» **WRITTEN PROBLEM**:
Return the listing below in full, with every line exactly as it is.

====== RECORDS SHOWN

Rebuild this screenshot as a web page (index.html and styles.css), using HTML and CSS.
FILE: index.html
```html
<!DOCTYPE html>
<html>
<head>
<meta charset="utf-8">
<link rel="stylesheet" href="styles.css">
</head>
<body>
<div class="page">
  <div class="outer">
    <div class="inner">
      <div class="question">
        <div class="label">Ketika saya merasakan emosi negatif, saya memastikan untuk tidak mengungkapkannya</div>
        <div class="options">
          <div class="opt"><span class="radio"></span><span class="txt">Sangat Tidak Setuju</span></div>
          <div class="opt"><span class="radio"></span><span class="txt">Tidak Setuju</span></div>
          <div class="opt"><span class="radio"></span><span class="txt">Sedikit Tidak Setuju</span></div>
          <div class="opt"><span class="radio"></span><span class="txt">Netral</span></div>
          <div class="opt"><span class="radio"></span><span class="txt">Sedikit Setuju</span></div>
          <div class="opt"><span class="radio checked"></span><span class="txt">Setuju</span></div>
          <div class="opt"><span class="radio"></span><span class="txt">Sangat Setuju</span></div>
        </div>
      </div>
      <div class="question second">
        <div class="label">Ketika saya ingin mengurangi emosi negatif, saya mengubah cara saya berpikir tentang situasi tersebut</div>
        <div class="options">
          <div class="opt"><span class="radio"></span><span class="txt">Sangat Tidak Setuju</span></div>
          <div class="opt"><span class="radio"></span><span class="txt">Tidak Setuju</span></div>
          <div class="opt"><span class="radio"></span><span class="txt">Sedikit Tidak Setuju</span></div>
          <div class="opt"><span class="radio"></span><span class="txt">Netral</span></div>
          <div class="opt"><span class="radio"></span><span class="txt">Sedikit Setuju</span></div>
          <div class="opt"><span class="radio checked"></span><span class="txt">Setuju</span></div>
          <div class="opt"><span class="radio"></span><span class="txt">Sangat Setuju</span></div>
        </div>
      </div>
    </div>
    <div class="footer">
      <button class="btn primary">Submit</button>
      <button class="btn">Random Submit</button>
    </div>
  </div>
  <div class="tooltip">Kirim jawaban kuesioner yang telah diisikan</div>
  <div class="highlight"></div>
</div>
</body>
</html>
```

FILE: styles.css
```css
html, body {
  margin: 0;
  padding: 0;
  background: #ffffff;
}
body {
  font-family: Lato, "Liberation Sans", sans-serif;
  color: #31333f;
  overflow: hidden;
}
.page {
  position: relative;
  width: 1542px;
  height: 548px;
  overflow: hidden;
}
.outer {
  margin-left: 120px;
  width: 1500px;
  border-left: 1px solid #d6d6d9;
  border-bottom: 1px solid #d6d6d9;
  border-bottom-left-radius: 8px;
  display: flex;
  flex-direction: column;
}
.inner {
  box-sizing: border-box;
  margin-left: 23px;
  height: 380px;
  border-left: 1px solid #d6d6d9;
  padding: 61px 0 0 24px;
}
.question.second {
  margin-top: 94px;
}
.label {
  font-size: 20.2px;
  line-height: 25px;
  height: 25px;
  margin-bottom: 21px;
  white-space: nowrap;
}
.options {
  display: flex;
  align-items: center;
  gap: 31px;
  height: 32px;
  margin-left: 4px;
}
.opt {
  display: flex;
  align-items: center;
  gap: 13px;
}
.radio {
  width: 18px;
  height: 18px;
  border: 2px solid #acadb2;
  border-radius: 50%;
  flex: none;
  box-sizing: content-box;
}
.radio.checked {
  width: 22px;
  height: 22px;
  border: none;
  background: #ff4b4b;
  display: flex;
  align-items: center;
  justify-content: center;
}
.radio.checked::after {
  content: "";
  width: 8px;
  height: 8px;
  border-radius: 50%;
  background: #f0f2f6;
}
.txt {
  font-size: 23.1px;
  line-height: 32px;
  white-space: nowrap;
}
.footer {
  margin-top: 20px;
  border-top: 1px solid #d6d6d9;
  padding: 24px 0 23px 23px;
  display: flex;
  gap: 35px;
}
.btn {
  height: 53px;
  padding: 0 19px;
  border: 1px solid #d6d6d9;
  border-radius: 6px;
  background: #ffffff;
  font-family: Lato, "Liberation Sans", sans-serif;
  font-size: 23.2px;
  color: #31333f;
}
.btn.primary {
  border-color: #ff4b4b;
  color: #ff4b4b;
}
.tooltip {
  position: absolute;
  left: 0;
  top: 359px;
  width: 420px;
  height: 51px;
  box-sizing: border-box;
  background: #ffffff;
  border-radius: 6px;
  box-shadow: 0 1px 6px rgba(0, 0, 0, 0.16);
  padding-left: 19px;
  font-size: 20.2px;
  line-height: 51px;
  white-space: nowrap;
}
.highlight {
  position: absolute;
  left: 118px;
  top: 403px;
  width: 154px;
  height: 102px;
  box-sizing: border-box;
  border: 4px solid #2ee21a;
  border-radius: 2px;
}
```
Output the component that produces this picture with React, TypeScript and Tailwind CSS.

============

» **EXERCISE RESPONSE**:
Rebuild this screenshot as a web page (index.html and styles.css), using HTML and CSS.
FILE: index.html
```html
<!DOCTYPE html>
<html>
<head>
<meta charset="utf-8">
<link rel="stylesheet" href="styles.css">
</head>
<body>
<div class="page">
  <div class="outer">
    <div class="inner">
      <div class="question">
        <div class="label">Ketika saya merasakan emosi negatif, saya memastikan untuk tidak mengungkapkannya</div>
        <div class="options">
          <div class="opt"><span class="radio"></span><span class="txt">Sangat Tidak Setuju</span></div>
          <div class="opt"><span class="radio"></span><span class="txt">Tidak Setuju</span></div>
          <div class="opt"><span class="radio"></span><span class="txt">Sedikit Tidak Setuju</span></div>
          <div class="opt"><span class="radio"></span><span class="txt">Netral</span></div>
          <div class="opt"><span class="radio"></span><span class="txt">Sedikit Setuju</span></div>
          <div class="opt"><span class="radio checked"></span><span class="txt">Setuju</span></div>
          <div class="opt"><span class="radio"></span><span class="txt">Sangat Setuju</span></div>
        </div>
      </div>
      <div class="question second">
        <div class="label">Ketika saya ingin mengurangi emosi negatif, saya mengubah cara saya berpikir tentang situasi tersebut</div>
        <div class="options">
          <div class="opt"><span class="radio"></span><span class="txt">Sangat Tidak Setuju</span></div>
          <div class="opt"><span class="radio"></span><span class="txt">Tidak Setuju</span></div>
          <div class="opt"><span class="radio"></span><span class="txt">Sedikit Tidak Setuju</span></div>
          <div class="opt"><span class="radio"></span><span class="txt">Netral</span></div>
          <div class="opt"><span class="radio"></span><span class="txt">Sedikit Setuju</span></div>
          <div class="opt"><span class="radio checked"></span><span class="txt">Setuju</span></div>
          <div class="opt"><span class="radio"></span><span class="txt">Sangat Setuju</span></div>
        </div>
      </div>
    </div>
    <div class="footer">
      <button class="btn primary">Submit</button>
      <button class="btn">Random Submit</button>
    </div>
  </div>
  <div class="tooltip">Kirim jawaban kuesioner yang telah diisikan</div>
  <div class="highlight"></div>
</div>
</body>
</html>
```

FILE: styles.css
```css
html, body {
  margin: 0;
  padding: 0;
  background: #ffffff;
}
body {
  font-family: Lato, "Liberation Sans", sans-serif;
  color: #31333f;
  overflow: hidden;
}
.page {
  position: relative;
  width: 1542px;
  height: 548px;
  overflow: hidden;
}
.outer {
  margin-left: 120px;
  width: 1500px;
  border-left: 1px solid #d6d6d9;
  border-bottom: 1px solid #d6d6d9;
  border-bottom-left-radius: 8px;
  display: flex;
  flex-direction: column;
}
.inner {
  box-sizing: border-box;
  margin-left: 23px;
  height: 380px;
  border-left: 1px solid #d6d6d9;
  padding: 61px 0 0 24px;
}
.question.second {
  margin-top: 94px;
}
.label {
  font-size: 20.2px;
  line-height: 25px;
  height: 25px;
  margin-bottom: 21px;
  white-space: nowrap;
}
.options {
  display: flex;
  align-items: center;
  gap: 31px;
  height: 32px;
  margin-left: 4px;
}
.opt {
  display: flex;
  align-items: center;
  gap: 13px;
}
.radio {
  width: 18px;
  height: 18px;
  border: 2px solid #acadb2;
  border-radius: 50%;
  flex: none;
  box-sizing: content-box;
}
.radio.checked {
  width: 22px;
  height: 22px;
  border: none;
  background: #ff4b4b;
  display: flex;
  align-items: center;
  justify-content: center;
}
.radio.checked::after {
  content: "";
  width: 8px;
  height: 8px;
  border-radius: 50%;
  background: #f0f2f6;
}
.txt {
  font-size: 23.1px;
  line-height: 32px;
  white-space: nowrap;
}
.footer {
  margin-top: 20px;
  border-top: 1px solid #d6d6d9;
  padding: 24px 0 23px 23px;
  display: flex;
  gap: 35px;
}
.btn {
  height: 53px;
  padding: 0 19px;
  border: 1px solid #d6d6d9;
  border-radius: 6px;
  background: #ffffff;
  font-family: Lato, "Liberation Sans", sans-serif;
  font-size: 23.2px;
  color: #31333f;
}
.btn.primary {
  border-color: #ff4b4b;
  color: #ff4b4b;
}
.tooltip {
  position: absolute;
  left: 0;
  top: 359px;
  width: 420px;
  height: 51px;
  box-sizing: border-box;
  background: #ffffff;
  border-radius: 6px;
  box-shadow: 0 1px 6px rgba(0, 0, 0, 0.16);
  padding-left: 19px;
  font-size: 20.2px;
  line-height: 51px;
  white-space: nowrap;
}
.highlight {
  position: absolute;
  left: 118px;
  top: 403px;
  width: 154px;
  height: 102px;
  box-sizing: border-box;
  border: 4px solid #2ee21a;
  border-radius: 2px;
}
```
Output the component that produces this picture with React, TypeScript and Tailwind CSS.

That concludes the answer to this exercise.